Es El Cerco, también
conocida como Los Tambores de la Lluvia,
la cuarta novela del albanés Ismaíl Kadaré. En ella, el escritor hace un
ejercicio de miniaturista, aproxima su lupa y la mirada al ejército del bajá que
asedia una fortaleza obstinada en defenderse invocando a su mito, el Castriota,
el legendario Skanderbeg, creando un diorama en el que aparece reflejado hasta
el menor detalle del monumental ejército otomano desplegado a muros de la
ciudad sitiada.
Todos tienen cabida y todos son observados entre la marea monumental
de soldadesca, intendencia, oficialidad… así, la narración se personaliza,
primero de todo, en las interioridades del bajá, en su preocupación, en sus
reflexiones sobre el éxito y el fracaso militar, unidos a los destinos de la
política y extensivos a todos los aspectos de la vida.

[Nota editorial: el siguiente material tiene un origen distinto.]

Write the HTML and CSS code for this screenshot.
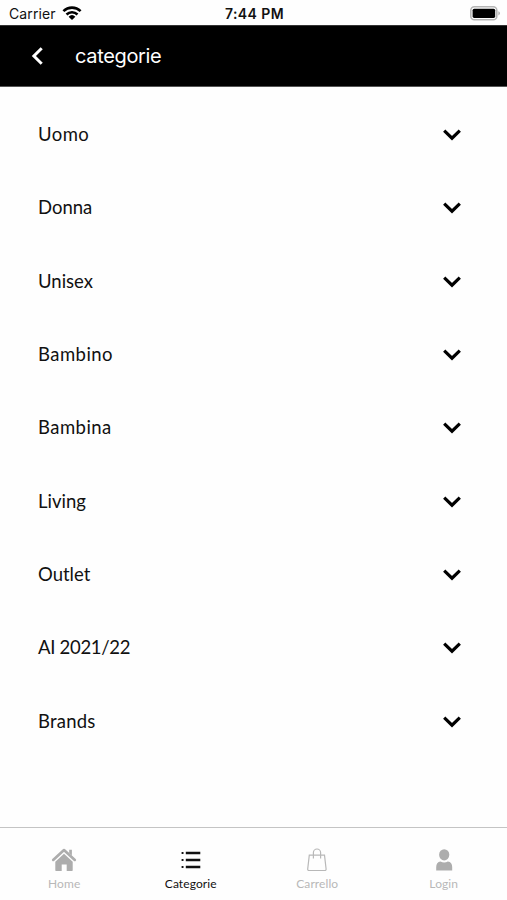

A su lado, aparecen los
personajes secundarios de las guerras con tratamiento de figuras estelares: un
cronista, un poeta, un soldado, las mujeres del harén… en un texto minucioso y
miniaturizado, preciso y cuidado en cada pormenor: Kadaré demuestra ser un
experto en formas de asedio, en tácticas de guerra otomana, en la forma en cómo
se dirigían y la manera en que funcionaban los ejércitos, en balística, en armamentos… Un despliegue de conocimientos y una puesta
en escena tan deslumbrante como abrumadora y, no por ello, menos entretenida.
El cerco es una narración fascinante de principio a final, salpicada con las
reflexiones individuales de los miembros que conforman ese enorme ser vivo que
es el ejército sitiador, y que tampoco olvida el punto de vista, angustioso, de
los sitiados. Con delicadeza, puliendo cada capítulo, cada pasaje, los hombres
ríen, se emborrachan, lloran, son enviados a la muerte, sufren atroces
destinos, en una enconada tarea de acoso que enfrenta a dos concepciones
radicalmente diferentes de la vida: el mundo cristiano y el mundo musulmán,
cada uno con sus peculiares formas de resistencia, de ataque, de padecimiento.

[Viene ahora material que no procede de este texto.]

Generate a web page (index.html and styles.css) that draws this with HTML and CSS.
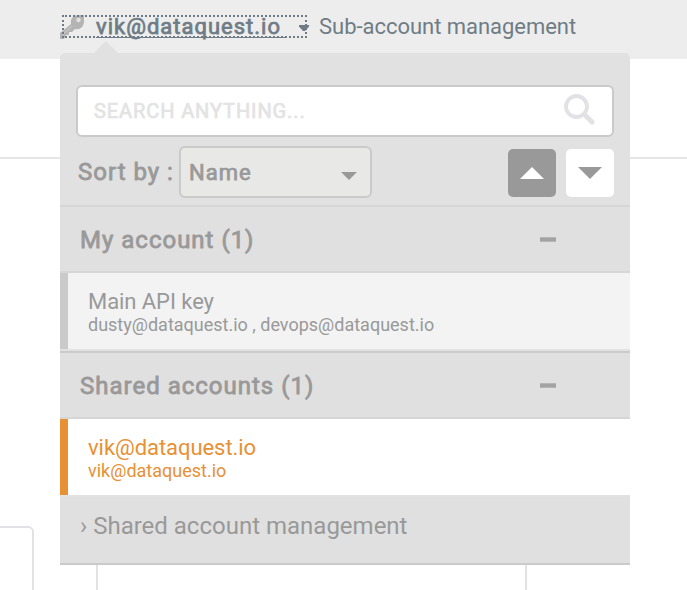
FILE: index.html
```html
<!DOCTYPE html>
<html lang="en">
<head>
<meta charset="utf-8">
<title>Sub-account management</title>
<link rel="stylesheet" href="styles.css">
</head>
<body>
<div class="page">
  <header class="topbar">
    <a class="account-link">
      <svg class="key" width="25" height="25" viewBox="0 0 25 25"><path d="M0 24V18L11 9C10 3 14 0 19 0H24V6C24 12 20 15 15 14L12 17H9V20H6L4 24Z" fill="#b4b4b4"/><circle cx="18.5" cy="5" r="2.2" fill="#e2e2e2"/><path d="M2 20L12 11" stroke="#c4c4c4" stroke-width="1.5"/></svg>
      <span class="account-name">vik@dataquest.io</span>
      <svg class="caret" width="10" height="6" viewBox="0 0 10 6"><path d="M0 0H10V1.5L6 6H4L0 1.5Z" fill="#6f7c85"/></svg>
    </a>
    <span class="page-name">Sub-account management</span>
  </header>
  <div class="content">
    <div class="divider"></div>
    <div class="cards"><div class="card card-first"></div><div class="card card-second"></div></div>
  </div>
  <div class="menu">
    <svg class="tip" width="24" height="12" viewBox="0 0 24 12"><path d="M0 12L12 0L24 12Z" fill="#e1e1e1"/></svg>
    <div class="search">
      <span class="placeholder">SEARCH ANYTHING...</span>
      <svg width="32" height="32" viewBox="0 0 32 32" fill="none" stroke="#e1e1e6"><circle cx="12.5" cy="12.5" r="10.5" stroke-width="3.8"/><path d="M19.5 19.5L22 22" stroke-width="4"/><path d="M22 22L28 28" stroke-width="5" stroke-linecap="round"/></svg>
    </div>
    <div class="sort">
      <span class="sort-label">Sort by :</span>
      <div class="select"><span>Name</span><svg width="16" height="8" viewBox="0 0 16 8"><path d="M0 0H16L8 8Z" fill="#999"/></svg></div>
      <div class="order order-up"><svg width="24" height="12" viewBox="0 0 24 12"><path d="M0 12L12 0L24 12Z" fill="#fff"/></svg></div>
      <div class="order order-down"><svg width="24" height="12" viewBox="0 0 24 12"><path d="M0 0H24L12 12Z" fill="#999"/></svg></div>
    </div>
    <div class="group"><span>My account (1)</span><i class="minus"></i></div>
    <div class="entry">
      <div class="entry-name">Main API key</div>
      <div class="entry-mail">dusty@dataquest.io , devops@dataquest.io</div>
    </div>
    <div class="group group-shared"><span>Shared accounts (1)</span><i class="minus"></i></div>
    <div class="entry entry-active">
      <div class="entry-name">vik@dataquest.io</div>
      <div class="entry-mail">vik@dataquest.io</div>
    </div>
    <div class="manage">› Shared account management</div>
  </div>
</div>
</body>
</html>
```
FILE: styles.css
```css
* { box-sizing: border-box; }
body { margin: 0; background: #fff; font-family: Roboto, "Liberation Sans", sans-serif; color: #999; }
svg { display: block; flex: none; }
.page { position: relative; width: 687px; height: 590px; overflow: hidden; display: flex; flex-direction: column; }
.topbar { height: 59px; flex: none; background: #ededed; display: flex; align-items: flex-start; padding: 15px 0 0 62px; color: #6f7c85; font-size: 22px; line-height: 24px; white-space: nowrap; }
.account-link { width: 245px; height: 23px; display: flex; outline: 2px dotted #6f7c85; outline-offset: -2px; }
.key { margin-left: -2px; }
.account-name { margin-left: 11px; width: 190px; flex: none; height: 23px; line-height: 23px; border-bottom: 1px solid #6f7c85; letter-spacing: 1px; -webkit-text-stroke: .75px; }
.caret { margin: 10px 0 0 13px; }
.page-name { margin-left: 12px; line-height: 23px; letter-spacing: -.03px; }
.content { flex: 1; display: flex; flex-direction: column; }
.divider { height: 2px; margin-top: 98px; background: #e6e6e6; flex: none; }
.cards { flex: 1; display: flex; padding-top: 367px; }
.card { border: 2px solid #e1e1e6; height: 100px; flex: none; border-radius: 6px; }
.card-first { width: 40px; margin-left: -6px; }
.card-second { width: 431px; margin-left: 62px; }
.menu { position: absolute; left: 60px; top: 53px; width: 570px; height: 512px; background: #e1e1e1; border-radius: 5px 5px 0 0; padding-top: 32px; }
.tip { position: absolute; left: 34px; top: -12px; }
.search { margin: 0 16px; height: 52px; border: 2px solid #cacaca; border-radius: 6px; background: #fff; display: flex; align-items: center; justify-content: space-between; padding: 0 16px; }
.search svg { margin-bottom: 2px; }
.placeholder { font-size: 20px; color: #e3e3e3; letter-spacing: .9px; -webkit-text-stroke: .65px; }
.sort { height: 68px; display: flex; align-items: flex-start; padding: 9px 16px 0 18px; }
.sort-label { width: 101px; font-size: 24px; line-height: 52px; letter-spacing: 1px; -webkit-text-stroke: .8px; white-space: nowrap; }
.select { width: 193px; height: 52px; border: 2px solid #cacaca; border-radius: 6px; background: #e8e8e6; display: flex; align-items: center; justify-content: space-between; padding: 0 13px 0 8px; font-size: 22px; letter-spacing: 1px; -webkit-text-stroke: .75px; }
.select svg { margin-top: 7px; }
.order { width: 48px; height: 48px; border-radius: 5px; margin-top: 3px; display: flex; align-items: center; justify-content: center; }
.order-up { margin-left: auto; background: #999; }
.order-down { margin-left: 10px; background: #fff; }
.group { height: 68px; border-top: 2px solid #d6d6d6; border-bottom: 2px solid #d6d6d6; background: #e0e0e0; display: flex; align-items: center; justify-content: space-between; padding: 0 74px 0 20px; font-size: 24px; letter-spacing: 1px; -webkit-text-stroke: .8px; }
.group span { padding-top: 1px; }
.group-shared { border-top-color: #cacaca; }
.minus { width: 16px; height: 5px; background: #a3a3a3; border-top: 1px solid #b5b5b5; border-bottom: 1px solid #b5b5b5; }
.entry { height: 78px; border-bottom: 2px solid #e2e2e2; background: linear-gradient(90deg, #cacaca 8px, #f3f3f3 8px); padding: 17px 0 0 28px; white-space: nowrap; }
.entry-active { background: linear-gradient(90deg, #e89034 8px, #fff 8px); color: #e89034; }
.entry-name { font-size: 22px; line-height: 24px; letter-spacing: -.06px; }
.entry-mail { font-size: 18px; line-height: 21px; }
.manage { height: 68px; border-bottom: 2px solid #cacaca; background: #e0e0e0; padding: 0 20px; font-size: 24px; line-height: 59px; }
```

Cada uno con sus peculiares elaboraciones de los mitos propios, de las
interpretaciones de la muerte, de la gloria, del honor y de la derrota.
Este mosaico impresionante es una especie de tablero de ajedrez
literario en donde en lugar de alfiles hay zapadores, en vez de reyes existen
grandes bajás y en lugar de peones se yerguen los altivos jenízaros, los
prudentes arquitectos, los calculadores fundidores de cañones, junto a
maldecidores, intérpretes de las estrellas y de los agüeros, contemplados,
desde las almenas, por los fervientes creyentes. Una mezcolanza que sirve caldo
de cultivo para conformar una novela sustentada en el mito (la resistencia de
la fortaleza Krujë, por ejemplo, la figura del propio Skanderbeg, el coraje
albanés) que nos llega ahora en una versión completada y que incluye aquellas
partes (las relacionadas con la religión y el sexo, fundamentalmente) que
Kadaré se vio obligado a recortar en su momento a causa de la censura -1970-.
La puesta en escena es prodigiosa y producto del torrente narrativo
que a todo alcanza, a todo atiende, que no pasa un detalle por alto, por mínimo
y nimio que sea, se asienta en un estilo directo y duro, sin concesiones, con
alguna gota de lirismo en escenas inolvidables como las del caballo sediento o
la agonía de los zapadores en el derrumbe de los túneles, todo ello con un
estilo polvoriento y acalorado, que deja al lector impregnado del fuego de los
cañones, del hierro de las espadas y con la sensación de haber asistido a un
espectáculo literario de primera magnitud, cómodamente sentado en una butaca de
primera fila.
Una lectura abrasada de calor y de sed, con olor a brea y a carne
quemada, épica, que recuerda a Troya y a las grandes gestas bélicas; un lectura
con sabor a novela épica, histórica, pero también con un halo de cierto
elemento de lo que se podría bautizar como lo real maravilloso balcánico.